I tuoi frullati son parole e sarebbero
idee
macinate per la bocca molle degli umili
di tutti, ma oramai disossate, disarticolate in chiacchiere
servite sul piatto – è da dire,
d’argento – che è la tua “cultura”, fondamento
del tuo conto
(così in cielo come in terra)
in banca.

Cerchi concentrici: dentro l’intelligenza
(lucidata accessibile, presunta leggera)
un’idiozia bottegaia farisea e – dopotutto – scontata:
l’ingenuità pesta che è di casa in ogni
contemporaneità
(che ne soffoca la vita con fiori violacei
di convolvolo).

4 luglio 2012

lunedì 2 luglio 2012

Il poeta e la città (luglio 2010)


Il poeta è un davanzale
La città una poltrona
Il poeta è angosciato
La città cogliona:

Il poeta non trova risposte
La città nemmeno, però non ha domande
Il poeta è nudo, la città elegante.

Il poeta è ladro
La città una prigione
(zeppa di sogni morti ammazzati
e di carnefici ex carcerati);
Come dire che il poeta è una mosca
La città ragnatela; il bar dove ogni mattina
Per abitudine fai colazione:
il poeta
è la rivoluzione – non oggi,
domani forse,
dopodomani di sicuro;
mentre regna ovunque la città.

Il poeta ama i miserabili
Perché sono la poesia del mondo.
La città per la stessa ragione li schiaccia,

Il poeta ti guarda male, la città con gli occhiali da sole
Si nasconde nel suo stomaco pieno:
il poeta è a digiuno.

La città è cancrena, il poeta fiatone,
il poeta è un discorso interrotto
La città il brusio in fondo all’aula, mai fermo.

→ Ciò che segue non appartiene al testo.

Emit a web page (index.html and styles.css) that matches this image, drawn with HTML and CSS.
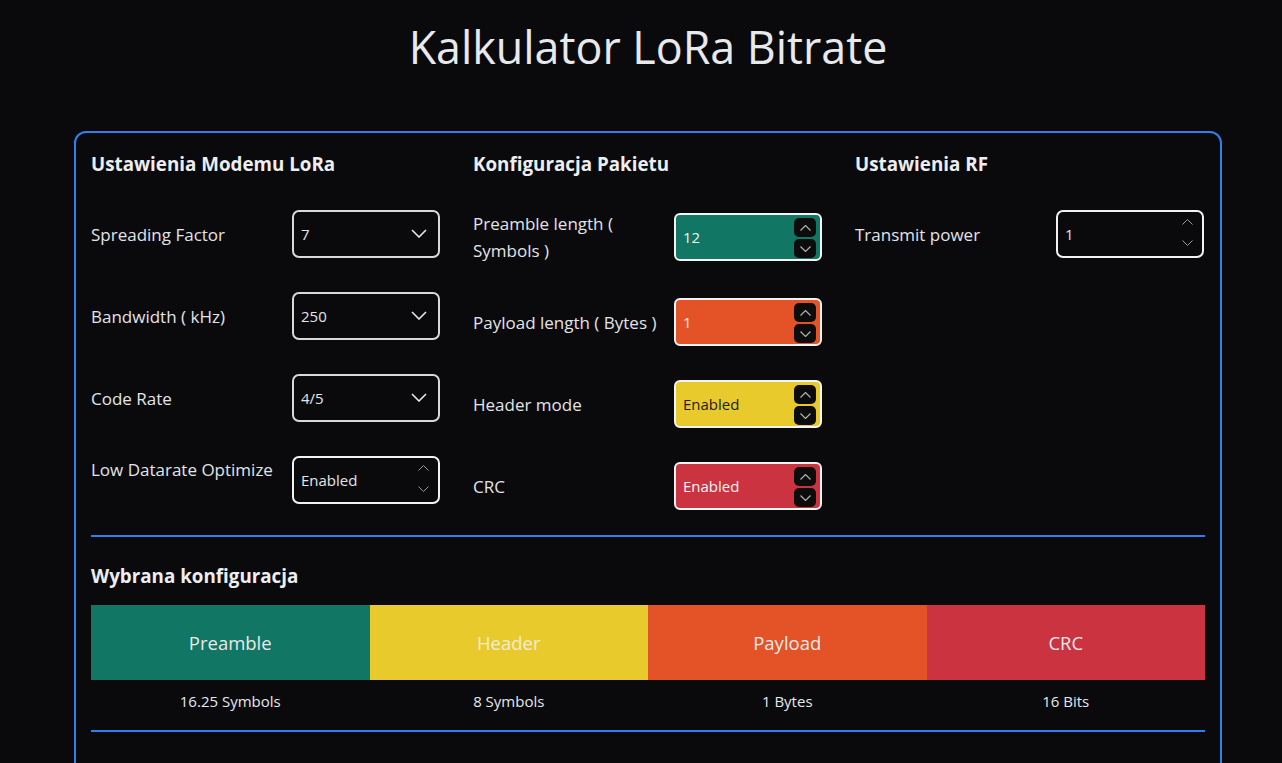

La città, la città è come una puttana, un albergo
il poeta una montagna:
il poeta è essere tutto
La città è avere tutto,
in definitiva la città
è il mio portafoglio, il poeta
è solo una vecchia canzone.

Il poeta
l’ombra dei rami.

E in definitiva voi, amici cittadini
Avvolgetemi nella vostra bieca commiserazione
Cacatemi addosso la vostra simpatia, la buona educazione
Ma non state a chiedermi il motivo
Per cui amo bestemmiare:
io amo le parole, le amo tutte
e non faccio che ripetere con le parole mie
quello che è sparso per il mondo:
se vedo merda dirò Merda
non bocciolo di rosa, se vedrò il papa
dirò porcamadonna, e nessun’altra cosa.